** BEGIN **
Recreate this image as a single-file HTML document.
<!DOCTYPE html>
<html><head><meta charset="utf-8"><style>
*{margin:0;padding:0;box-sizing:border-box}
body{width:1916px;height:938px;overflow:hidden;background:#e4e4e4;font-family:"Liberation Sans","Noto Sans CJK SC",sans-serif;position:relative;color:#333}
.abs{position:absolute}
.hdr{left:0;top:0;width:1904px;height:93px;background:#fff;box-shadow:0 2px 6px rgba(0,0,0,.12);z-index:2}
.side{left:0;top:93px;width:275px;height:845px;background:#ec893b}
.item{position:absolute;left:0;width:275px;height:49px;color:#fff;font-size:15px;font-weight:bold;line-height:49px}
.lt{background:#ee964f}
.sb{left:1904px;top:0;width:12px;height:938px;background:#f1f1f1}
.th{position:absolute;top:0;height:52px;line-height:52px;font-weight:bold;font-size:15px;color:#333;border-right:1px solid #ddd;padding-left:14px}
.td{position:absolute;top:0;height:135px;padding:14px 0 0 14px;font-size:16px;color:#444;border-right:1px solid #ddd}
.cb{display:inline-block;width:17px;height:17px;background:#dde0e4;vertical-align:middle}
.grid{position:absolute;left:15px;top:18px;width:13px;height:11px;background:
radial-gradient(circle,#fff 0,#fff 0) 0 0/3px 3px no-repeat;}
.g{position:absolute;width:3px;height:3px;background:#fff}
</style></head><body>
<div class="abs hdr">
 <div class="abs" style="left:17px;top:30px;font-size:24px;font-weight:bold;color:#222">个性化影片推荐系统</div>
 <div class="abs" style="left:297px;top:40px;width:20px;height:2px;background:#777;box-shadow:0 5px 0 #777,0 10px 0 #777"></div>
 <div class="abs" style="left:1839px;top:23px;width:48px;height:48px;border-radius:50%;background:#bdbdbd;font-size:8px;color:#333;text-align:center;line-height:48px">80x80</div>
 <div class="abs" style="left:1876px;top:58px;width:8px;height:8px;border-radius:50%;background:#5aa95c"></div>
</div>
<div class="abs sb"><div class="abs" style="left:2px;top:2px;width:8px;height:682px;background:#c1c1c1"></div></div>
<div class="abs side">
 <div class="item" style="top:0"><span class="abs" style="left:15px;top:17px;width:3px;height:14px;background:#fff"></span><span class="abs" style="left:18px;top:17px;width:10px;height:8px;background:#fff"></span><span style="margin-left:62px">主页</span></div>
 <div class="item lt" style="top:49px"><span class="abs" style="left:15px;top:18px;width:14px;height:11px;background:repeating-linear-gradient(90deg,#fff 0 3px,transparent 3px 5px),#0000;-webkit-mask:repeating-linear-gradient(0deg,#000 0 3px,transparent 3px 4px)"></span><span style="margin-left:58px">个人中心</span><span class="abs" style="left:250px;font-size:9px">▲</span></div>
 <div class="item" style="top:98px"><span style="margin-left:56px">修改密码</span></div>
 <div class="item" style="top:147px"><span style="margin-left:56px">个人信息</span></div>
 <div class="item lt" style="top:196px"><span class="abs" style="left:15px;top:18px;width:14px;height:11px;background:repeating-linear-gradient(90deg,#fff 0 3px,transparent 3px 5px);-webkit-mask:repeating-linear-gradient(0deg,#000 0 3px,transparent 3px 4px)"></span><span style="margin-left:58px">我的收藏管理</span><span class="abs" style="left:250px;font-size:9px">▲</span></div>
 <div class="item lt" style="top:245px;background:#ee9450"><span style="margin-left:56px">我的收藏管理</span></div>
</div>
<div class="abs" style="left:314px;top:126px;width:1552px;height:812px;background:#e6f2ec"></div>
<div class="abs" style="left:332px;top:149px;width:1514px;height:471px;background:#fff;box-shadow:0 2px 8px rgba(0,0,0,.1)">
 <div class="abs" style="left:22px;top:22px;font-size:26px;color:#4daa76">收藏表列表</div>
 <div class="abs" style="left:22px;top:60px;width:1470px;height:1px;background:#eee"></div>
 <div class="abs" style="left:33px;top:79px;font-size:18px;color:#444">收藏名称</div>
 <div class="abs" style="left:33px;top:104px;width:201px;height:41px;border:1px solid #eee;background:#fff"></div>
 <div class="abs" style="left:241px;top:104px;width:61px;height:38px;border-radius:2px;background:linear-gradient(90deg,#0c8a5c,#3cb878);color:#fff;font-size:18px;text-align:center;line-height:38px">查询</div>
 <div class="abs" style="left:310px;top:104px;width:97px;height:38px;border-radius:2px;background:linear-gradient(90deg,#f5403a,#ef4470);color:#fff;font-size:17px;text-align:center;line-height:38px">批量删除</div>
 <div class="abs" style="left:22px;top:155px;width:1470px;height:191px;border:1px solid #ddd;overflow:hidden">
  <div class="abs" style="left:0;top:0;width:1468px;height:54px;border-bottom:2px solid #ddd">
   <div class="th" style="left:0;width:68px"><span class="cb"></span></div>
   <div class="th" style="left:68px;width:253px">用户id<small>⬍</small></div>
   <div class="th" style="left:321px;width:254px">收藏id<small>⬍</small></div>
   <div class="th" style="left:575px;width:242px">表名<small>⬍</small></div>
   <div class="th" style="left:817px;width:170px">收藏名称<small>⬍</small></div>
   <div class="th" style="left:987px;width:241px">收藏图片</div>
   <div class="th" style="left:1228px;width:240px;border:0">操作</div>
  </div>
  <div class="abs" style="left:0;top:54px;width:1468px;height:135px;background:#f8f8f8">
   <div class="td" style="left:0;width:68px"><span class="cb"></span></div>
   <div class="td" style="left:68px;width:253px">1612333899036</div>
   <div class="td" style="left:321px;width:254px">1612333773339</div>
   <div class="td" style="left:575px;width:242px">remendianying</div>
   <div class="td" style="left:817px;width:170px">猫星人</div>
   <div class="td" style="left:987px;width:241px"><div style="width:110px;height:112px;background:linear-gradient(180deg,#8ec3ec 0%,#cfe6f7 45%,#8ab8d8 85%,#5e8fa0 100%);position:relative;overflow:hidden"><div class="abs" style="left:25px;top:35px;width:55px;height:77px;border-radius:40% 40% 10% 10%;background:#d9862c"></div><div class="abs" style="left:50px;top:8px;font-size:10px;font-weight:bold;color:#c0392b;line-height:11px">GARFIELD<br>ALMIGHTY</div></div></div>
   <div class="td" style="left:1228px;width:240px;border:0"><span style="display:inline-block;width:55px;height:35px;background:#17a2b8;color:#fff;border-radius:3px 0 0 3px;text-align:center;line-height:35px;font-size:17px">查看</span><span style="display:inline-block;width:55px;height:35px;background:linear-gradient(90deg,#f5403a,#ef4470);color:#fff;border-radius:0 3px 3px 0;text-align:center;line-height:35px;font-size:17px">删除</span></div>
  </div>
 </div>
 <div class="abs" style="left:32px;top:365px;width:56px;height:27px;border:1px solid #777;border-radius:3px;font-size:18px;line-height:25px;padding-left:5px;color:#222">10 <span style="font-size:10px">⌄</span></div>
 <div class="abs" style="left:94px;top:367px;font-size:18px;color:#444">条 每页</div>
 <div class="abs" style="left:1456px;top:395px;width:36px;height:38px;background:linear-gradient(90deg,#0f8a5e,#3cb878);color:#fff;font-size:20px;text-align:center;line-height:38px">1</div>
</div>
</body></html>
** END **
• [EXERCISE DESCRIPTION] Set down the listing in full, keeping every word exactly as it is.

• [REPLY TO THE EXERCISE]
Recreate this image as a single-file HTML document.
<!DOCTYPE html>
<html><head><meta charset="utf-8"><style>
*{margin:0;padding:0;box-sizing:border-box}
body{width:1916px;height:938px;overflow:hidden;background:#e4e4e4;font-family:"Liberation Sans","Noto Sans CJK SC",sans-serif;position:relative;color:#333}
.abs{position:absolute}
.hdr{left:0;top:0;width:1904px;height:93px;background:#fff;box-shadow:0 2px 6px rgba(0,0,0,.12);z-index:2}
.side{left:0;top:93px;width:275px;height:845px;background:#ec893b}
.item{position:absolute;left:0;width:275px;height:49px;color:#fff;font-size:15px;font-weight:bold;line-height:49px}
.lt{background:#ee964f}
.sb{left:1904px;top:0;width:12px;height:938px;background:#f1f1f1}
.th{position:absolute;top:0;height:52px;line-height:52px;font-weight:bold;font-size:15px;color:#333;border-right:1px solid #ddd;padding-left:14px}
.td{position:absolute;top:0;height:135px;padding:14px 0 0 14px;font-size:16px;color:#444;border-right:1px solid #ddd}
.cb{display:inline-block;width:17px;height:17px;background:#dde0e4;vertical-align:middle}
.grid{position:absolute;left:15px;top:18px;width:13px;height:11px;background:
radial-gradient(circle,#fff 0,#fff 0) 0 0/3px 3px no-repeat;}
.g{position:absolute;width:3px;height:3px;background:#fff}
</style></head><body>
<div class="abs hdr">
 <div class="abs" style="left:17px;top:30px;font-size:24px;font-weight:bold;color:#222">个性化影片推荐系统</div>
 <div class="abs" style="left:297px;top:40px;width:20px;height:2px;background:#777;box-shadow:0 5px 0 #777,0 10px 0 #777"></div>
 <div class="abs" style="left:1839px;top:23px;width:48px;height:48px;border-radius:50%;background:#bdbdbd;font-size:8px;color:#333;text-align:center;line-height:48px">80x80</div>
 <div class="abs" style="left:1876px;top:58px;width:8px;height:8px;border-radius:50%;background:#5aa95c"></div>
</div>
<div class="abs sb"><div class="abs" style="left:2px;top:2px;width:8px;height:682px;background:#c1c1c1"></div></div>
<div class="abs side">
 <div class="item" style="top:0"><span class="abs" style="left:15px;top:17px;width:3px;height:14px;background:#fff"></span><span class="abs" style="left:18px;top:17px;width:10px;height:8px;background:#fff"></span><span style="margin-left:62px">主页</span></div>
 <div class="item lt" style="top:49px"><span class="abs" style="left:15px;top:18px;width:14px;height:11px;background:repeating-linear-gradient(90deg,#fff 0 3px,transparent 3px 5px),#0000;-webkit-mask:repeating-linear-gradient(0deg,#000 0 3px,transparent 3px 4px)"></span><span style="margin-left:58px">个人中心</span><span class="abs" style="left:250px;font-size:9px">▲</span></div>
 <div class="item" style="top:98px"><span style="margin-left:56px">修改密码</span></div>
 <div class="item" style="top:147px"><span style="margin-left:56px">个人信息</span></div>
 <div class="item lt" style="top:196px"><span class="abs" style="left:15px;top:18px;width:14px;height:11px;background:repeating-linear-gradient(90deg,#fff 0 3px,transparent 3px 5px);-webkit-mask:repeating-linear-gradient(0deg,#000 0 3px,transparent 3px 4px)"></span><span style="margin-left:58px">我的收藏管理</span><span class="abs" style="left:250px;font-size:9px">▲</span></div>
 <div class="item lt" style="top:245px;background:#ee9450"><span style="margin-left:56px">我的收藏管理</span></div>
</div>
<div class="abs" style="left:314px;top:126px;width:1552px;height:812px;background:#e6f2ec"></div>
<div class="abs" style="left:332px;top:149px;width:1514px;height:471px;background:#fff;box-shadow:0 2px 8px rgba(0,0,0,.1)">
 <div class="abs" style="left:22px;top:22px;font-size:26px;color:#4daa76">收藏表列表</div>
 <div class="abs" style="left:22px;top:60px;width:1470px;height:1px;background:#eee"></div>
 <div class="abs" style="left:33px;top:79px;font-size:18px;color:#444">收藏名称</div>
 <div class="abs" style="left:33px;top:104px;width:201px;height:41px;border:1px solid #eee;background:#fff"></div>
 <div class="abs" style="left:241px;top:104px;width:61px;height:38px;border-radius:2px;background:linear-gradient(90deg,#0c8a5c,#3cb878);color:#fff;font-size:18px;text-align:center;line-height:38px">查询</div>
 <div class="abs" style="left:310px;top:104px;width:97px;height:38px;border-radius:2px;background:linear-gradient(90deg,#f5403a,#ef4470);color:#fff;font-size:17px;text-align:center;line-height:38px">批量删除</div>
 <div class="abs" style="left:22px;top:155px;width:1470px;height:191px;border:1px solid #ddd;overflow:hidden">
  <div class="abs" style="left:0;top:0;width:1468px;height:54px;border-bottom:2px solid #ddd">
   <div class="th" style="left:0;width:68px"><span class="cb"></span></div>
   <div class="th" style="left:68px;width:253px">用户id<small>⬍</small></div>
   <div class="th" style="left:321px;width:254px">收藏id<small>⬍</small></div>
   <div class="th" style="left:575px;width:242px">表名<small>⬍</small></div>
   <div class="th" style="left:817px;width:170px">收藏名称<small>⬍</small></div>
   <div class="th" style="left:987px;width:241px">收藏图片</div>
   <div class="th" style="left:1228px;width:240px;border:0">操作</div>
  </div>
  <div class="abs" style="left:0;top:54px;width:1468px;height:135px;background:#f8f8f8">
   <div class="td" style="left:0;width:68px"><span class="cb"></span></div>
   <div class="td" style="left:68px;width:253px">1612333899036</div>
   <div class="td" style="left:321px;width:254px">1612333773339</div>
   <div class="td" style="left:575px;width:242px">remendianying</div>
   <div class="td" style="left:817px;width:170px">猫星人</div>
   <div class="td" style="left:987px;width:241px"><div style="width:110px;height:112px;background:linear-gradient(180deg,#8ec3ec 0%,#cfe6f7 45%,#8ab8d8 85%,#5e8fa0 100%);position:relative;overflow:hidden"><div class="abs" style="left:25px;top:35px;width:55px;height:77px;border-radius:40% 40% 10% 10%;background:#d9862c"></div><div class="abs" style="left:50px;top:8px;font-size:10px;font-weight:bold;color:#c0392b;line-height:11px">GARFIELD<br>ALMIGHTY</div></div></div>
   <div class="td" style="left:1228px;width:240px;border:0"><span style="display:inline-block;width:55px;height:35px;background:#17a2b8;color:#fff;border-radius:3px 0 0 3px;text-align:center;line-height:35px;font-size:17px">查看</span><span style="display:inline-block;width:55px;height:35px;background:linear-gradient(90deg,#f5403a,#ef4470);color:#fff;border-radius:0 3px 3px 0;text-align:center;line-height:35px;font-size:17px">删除</span></div>
  </div>
 </div>
 <div class="abs" style="left:32px;top:365px;width:56px;height:27px;border:1px solid #777;border-radius:3px;font-size:18px;line-height:25px;padding-left:5px;color:#222">10 <span style="font-size:10px">⌄</span></div>
 <div class="abs" style="left:94px;top:367px;font-size:18px;color:#444">条 每页</div>
 <div class="abs" style="left:1456px;top:395px;width:36px;height:38px;background:linear-gradient(90deg,#0f8a5e,#3cb878);color:#fff;font-size:20px;text-align:center;line-height:38px">1</div>
</div>
</body></html>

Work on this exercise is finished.